## [DIRECTIONS]
Copy nothing but the text: reproduce each line of the listing exactly and leave the pictures out.

## [DATA SECTION]
▬▬▬▬▬▬
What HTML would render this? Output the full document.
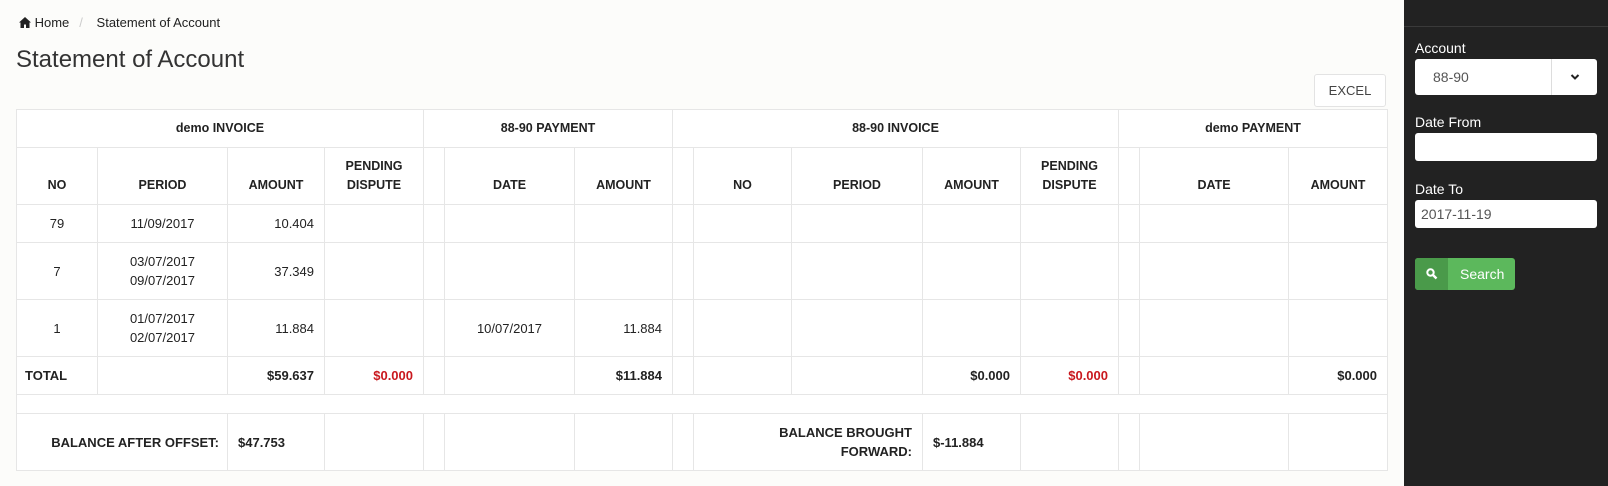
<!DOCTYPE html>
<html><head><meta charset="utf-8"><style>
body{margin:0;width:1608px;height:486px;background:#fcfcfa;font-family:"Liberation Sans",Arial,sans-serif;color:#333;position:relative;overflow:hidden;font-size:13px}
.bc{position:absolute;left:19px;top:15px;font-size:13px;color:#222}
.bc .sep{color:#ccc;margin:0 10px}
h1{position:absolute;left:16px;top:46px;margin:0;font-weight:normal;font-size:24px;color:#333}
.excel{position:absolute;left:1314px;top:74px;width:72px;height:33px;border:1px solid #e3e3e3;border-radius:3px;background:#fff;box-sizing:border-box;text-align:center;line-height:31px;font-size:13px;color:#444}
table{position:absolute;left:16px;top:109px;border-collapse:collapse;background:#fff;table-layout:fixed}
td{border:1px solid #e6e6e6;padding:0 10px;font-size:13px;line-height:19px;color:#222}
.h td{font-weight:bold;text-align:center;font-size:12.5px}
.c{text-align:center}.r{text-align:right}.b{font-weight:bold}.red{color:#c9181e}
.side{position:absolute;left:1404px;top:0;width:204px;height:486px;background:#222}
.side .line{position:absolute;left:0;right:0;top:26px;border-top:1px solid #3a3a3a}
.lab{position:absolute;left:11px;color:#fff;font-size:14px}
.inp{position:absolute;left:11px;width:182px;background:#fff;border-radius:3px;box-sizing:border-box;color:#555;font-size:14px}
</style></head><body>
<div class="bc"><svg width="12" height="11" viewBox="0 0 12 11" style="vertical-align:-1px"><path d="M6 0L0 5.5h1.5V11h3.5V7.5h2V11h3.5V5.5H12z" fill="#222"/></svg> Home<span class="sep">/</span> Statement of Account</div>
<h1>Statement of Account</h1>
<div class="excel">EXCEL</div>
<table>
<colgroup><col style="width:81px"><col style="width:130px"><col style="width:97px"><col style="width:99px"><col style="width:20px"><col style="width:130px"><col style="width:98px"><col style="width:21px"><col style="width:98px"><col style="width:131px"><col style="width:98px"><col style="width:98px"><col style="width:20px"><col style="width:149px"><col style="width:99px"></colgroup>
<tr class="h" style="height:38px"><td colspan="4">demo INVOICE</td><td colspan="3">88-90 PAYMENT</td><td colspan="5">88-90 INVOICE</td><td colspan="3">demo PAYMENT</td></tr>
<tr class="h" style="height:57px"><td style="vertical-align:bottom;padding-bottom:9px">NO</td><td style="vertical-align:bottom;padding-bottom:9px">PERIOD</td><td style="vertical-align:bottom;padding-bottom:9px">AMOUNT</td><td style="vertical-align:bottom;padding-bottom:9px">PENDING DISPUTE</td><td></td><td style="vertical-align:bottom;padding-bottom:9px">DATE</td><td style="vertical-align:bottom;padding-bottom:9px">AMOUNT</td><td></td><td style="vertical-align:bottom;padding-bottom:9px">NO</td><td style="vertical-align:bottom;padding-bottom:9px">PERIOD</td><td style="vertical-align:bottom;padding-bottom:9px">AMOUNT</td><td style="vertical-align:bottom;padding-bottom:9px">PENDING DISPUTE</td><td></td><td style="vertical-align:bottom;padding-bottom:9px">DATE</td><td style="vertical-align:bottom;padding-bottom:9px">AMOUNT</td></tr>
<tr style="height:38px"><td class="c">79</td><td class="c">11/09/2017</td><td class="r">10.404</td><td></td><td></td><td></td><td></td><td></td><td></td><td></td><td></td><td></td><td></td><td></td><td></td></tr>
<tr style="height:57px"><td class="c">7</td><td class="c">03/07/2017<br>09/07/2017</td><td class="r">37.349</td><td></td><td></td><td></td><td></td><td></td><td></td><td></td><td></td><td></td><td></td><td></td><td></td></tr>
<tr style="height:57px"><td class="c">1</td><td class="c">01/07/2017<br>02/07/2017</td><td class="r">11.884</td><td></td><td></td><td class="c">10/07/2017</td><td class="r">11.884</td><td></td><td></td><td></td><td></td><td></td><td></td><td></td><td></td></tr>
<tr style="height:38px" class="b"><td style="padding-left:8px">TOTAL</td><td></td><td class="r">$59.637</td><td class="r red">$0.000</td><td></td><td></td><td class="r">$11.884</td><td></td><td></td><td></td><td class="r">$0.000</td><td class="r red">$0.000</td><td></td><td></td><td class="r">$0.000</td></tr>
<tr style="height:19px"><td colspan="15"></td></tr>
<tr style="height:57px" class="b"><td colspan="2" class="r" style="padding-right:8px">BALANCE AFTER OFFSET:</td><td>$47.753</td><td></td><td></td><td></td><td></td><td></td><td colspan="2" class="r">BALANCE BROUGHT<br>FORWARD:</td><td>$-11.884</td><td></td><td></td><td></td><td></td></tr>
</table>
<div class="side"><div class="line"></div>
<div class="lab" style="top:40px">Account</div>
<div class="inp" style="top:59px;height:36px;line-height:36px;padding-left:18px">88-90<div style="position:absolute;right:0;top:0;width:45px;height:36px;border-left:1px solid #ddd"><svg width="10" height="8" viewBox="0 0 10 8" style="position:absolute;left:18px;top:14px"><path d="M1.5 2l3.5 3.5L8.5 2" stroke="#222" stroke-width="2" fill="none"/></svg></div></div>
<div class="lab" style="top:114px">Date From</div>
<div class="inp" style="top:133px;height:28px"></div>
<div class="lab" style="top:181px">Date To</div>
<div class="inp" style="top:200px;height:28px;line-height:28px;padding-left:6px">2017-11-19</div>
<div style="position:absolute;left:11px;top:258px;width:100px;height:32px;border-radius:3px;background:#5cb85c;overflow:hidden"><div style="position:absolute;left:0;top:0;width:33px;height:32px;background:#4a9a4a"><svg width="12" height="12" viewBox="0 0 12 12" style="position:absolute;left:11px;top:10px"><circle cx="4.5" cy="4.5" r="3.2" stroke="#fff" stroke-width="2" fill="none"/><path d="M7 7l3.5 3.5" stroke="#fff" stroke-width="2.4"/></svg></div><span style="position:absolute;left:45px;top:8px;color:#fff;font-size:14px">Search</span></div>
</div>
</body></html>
▬▬▬▬▬▬
## [IN RESPONSE]
What HTML would render this? Output the full document.
<!DOCTYPE html>
<html><head><meta charset="utf-8"><style>
body{margin:0;width:1608px;height:486px;background:#fcfcfa;font-family:"Liberation Sans",Arial,sans-serif;color:#333;position:relative;overflow:hidden;font-size:13px}
.bc{position:absolute;left:19px;top:15px;font-size:13px;color:#222}
.bc .sep{color:#ccc;margin:0 10px}
h1{position:absolute;left:16px;top:46px;margin:0;font-weight:normal;font-size:24px;color:#333}
.excel{position:absolute;left:1314px;top:74px;width:72px;height:33px;border:1px solid #e3e3e3;border-radius:3px;background:#fff;box-sizing:border-box;text-align:center;line-height:31px;font-size:13px;color:#444}
table{position:absolute;left:16px;top:109px;border-collapse:collapse;background:#fff;table-layout:fixed}
td{border:1px solid #e6e6e6;padding:0 10px;font-size:13px;line-height:19px;color:#222}
.h td{font-weight:bold;text-align:center;font-size:12.5px}
.c{text-align:center}.r{text-align:right}.b{font-weight:bold}.red{color:#c9181e}
.side{position:absolute;left:1404px;top:0;width:204px;height:486px;background:#222}
.side .line{position:absolute;left:0;right:0;top:26px;border-top:1px solid #3a3a3a}
.lab{position:absolute;left:11px;color:#fff;font-size:14px}
.inp{position:absolute;left:11px;width:182px;background:#fff;border-radius:3px;box-sizing:border-box;color:#555;font-size:14px}
</style></head><body>
<div class="bc"><svg width="12" height="11" viewBox="0 0 12 11" style="vertical-align:-1px"><path d="M6 0L0 5.5h1.5V11h3.5V7.5h2V11h3.5V5.5H12z" fill="#222"/></svg> Home<span class="sep">/</span> Statement of Account</div>
<h1>Statement of Account</h1>
<div class="excel">EXCEL</div>
<table>
<colgroup><col style="width:81px"><col style="width:130px"><col style="width:97px"><col style="width:99px"><col style="width:20px"><col style="width:130px"><col style="width:98px"><col style="width:21px"><col style="width:98px"><col style="width:131px"><col style="width:98px"><col style="width:98px"><col style="width:20px"><col style="width:149px"><col style="width:99px"></colgroup>
<tr class="h" style="height:38px"><td colspan="4">demo INVOICE</td><td colspan="3">88-90 PAYMENT</td><td colspan="5">88-90 INVOICE</td><td colspan="3">demo PAYMENT</td></tr>
<tr class="h" style="height:57px"><td style="vertical-align:bottom;padding-bottom:9px">NO</td><td style="vertical-align:bottom;padding-bottom:9px">PERIOD</td><td style="vertical-align:bottom;padding-bottom:9px">AMOUNT</td><td style="vertical-align:bottom;padding-bottom:9px">PENDING DISPUTE</td><td></td><td style="vertical-align:bottom;padding-bottom:9px">DATE</td><td style="vertical-align:bottom;padding-bottom:9px">AMOUNT</td><td></td><td style="vertical-align:bottom;padding-bottom:9px">NO</td><td style="vertical-align:bottom;padding-bottom:9px">PERIOD</td><td style="vertical-align:bottom;padding-bottom:9px">AMOUNT</td><td style="vertical-align:bottom;padding-bottom:9px">PENDING DISPUTE</td><td></td><td style="vertical-align:bottom;padding-bottom:9px">DATE</td><td style="vertical-align:bottom;padding-bottom:9px">AMOUNT</td></tr>
<tr style="height:38px"><td class="c">79</td><td class="c">11/09/2017</td><td class="r">10.404</td><td></td><td></td><td></td><td></td><td></td><td></td><td></td><td></td><td></td><td></td><td></td><td></td></tr>
<tr style="height:57px"><td class="c">7</td><td class="c">03/07/2017<br>09/07/2017</td><td class="r">37.349</td><td></td><td></td><td></td><td></td><td></td><td></td><td></td><td></td><td></td><td></td><td></td><td></td></tr>
<tr style="height:57px"><td class="c">1</td><td class="c">01/07/2017<br>02/07/2017</td><td class="r">11.884</td><td></td><td></td><td class="c">10/07/2017</td><td class="r">11.884</td><td></td><td></td><td></td><td></td><td></td><td></td><td></td><td></td></tr>
<tr style="height:38px" class="b"><td style="padding-left:8px">TOTAL</td><td></td><td class="r">$59.637</td><td class="r red">$0.000</td><td></td><td></td><td class="r">$11.884</td><td></td><td></td><td></td><td class="r">$0.000</td><td class="r red">$0.000</td><td></td><td></td><td class="r">$0.000</td></tr>
<tr style="height:19px"><td colspan="15"></td></tr>
<tr style="height:57px" class="b"><td colspan="2" class="r" style="padding-right:8px">BALANCE AFTER OFFSET:</td><td>$47.753</td><td></td><td></td><td></td><td></td><td></td><td colspan="2" class="r">BALANCE BROUGHT<br>FORWARD:</td><td>$-11.884</td><td></td><td></td><td></td><td></td></tr>
</table>
<div class="side"><div class="line"></div>
<div class="lab" style="top:40px">Account</div>
<div class="inp" style="top:59px;height:36px;line-height:36px;padding-left:18px">88-90<div style="position:absolute;right:0;top:0;width:45px;height:36px;border-left:1px solid #ddd"><svg width="10" height="8" viewBox="0 0 10 8" style="position:absolute;left:18px;top:14px"><path d="M1.5 2l3.5 3.5L8.5 2" stroke="#222" stroke-width="2" fill="none"/></svg></div></div>
<div class="lab" style="top:114px">Date From</div>
<div class="inp" style="top:133px;height:28px"></div>
<div class="lab" style="top:181px">Date To</div>
<div class="inp" style="top:200px;height:28px;line-height:28px;padding-left:6px">2017-11-19</div>
<div style="position:absolute;left:11px;top:258px;width:100px;height:32px;border-radius:3px;background:#5cb85c;overflow:hidden"><div style="position:absolute;left:0;top:0;width:33px;height:32px;background:#4a9a4a"><svg width="12" height="12" viewBox="0 0 12 12" style="position:absolute;left:11px;top:10px"><circle cx="4.5" cy="4.5" r="3.2" stroke="#fff" stroke-width="2" fill="none"/><path d="M7 7l3.5 3.5" stroke="#fff" stroke-width="2.4"/></svg></div><span style="position:absolute;left:45px;top:8px;color:#fff;font-size:14px">Search</span></div>
</div>
</body></html>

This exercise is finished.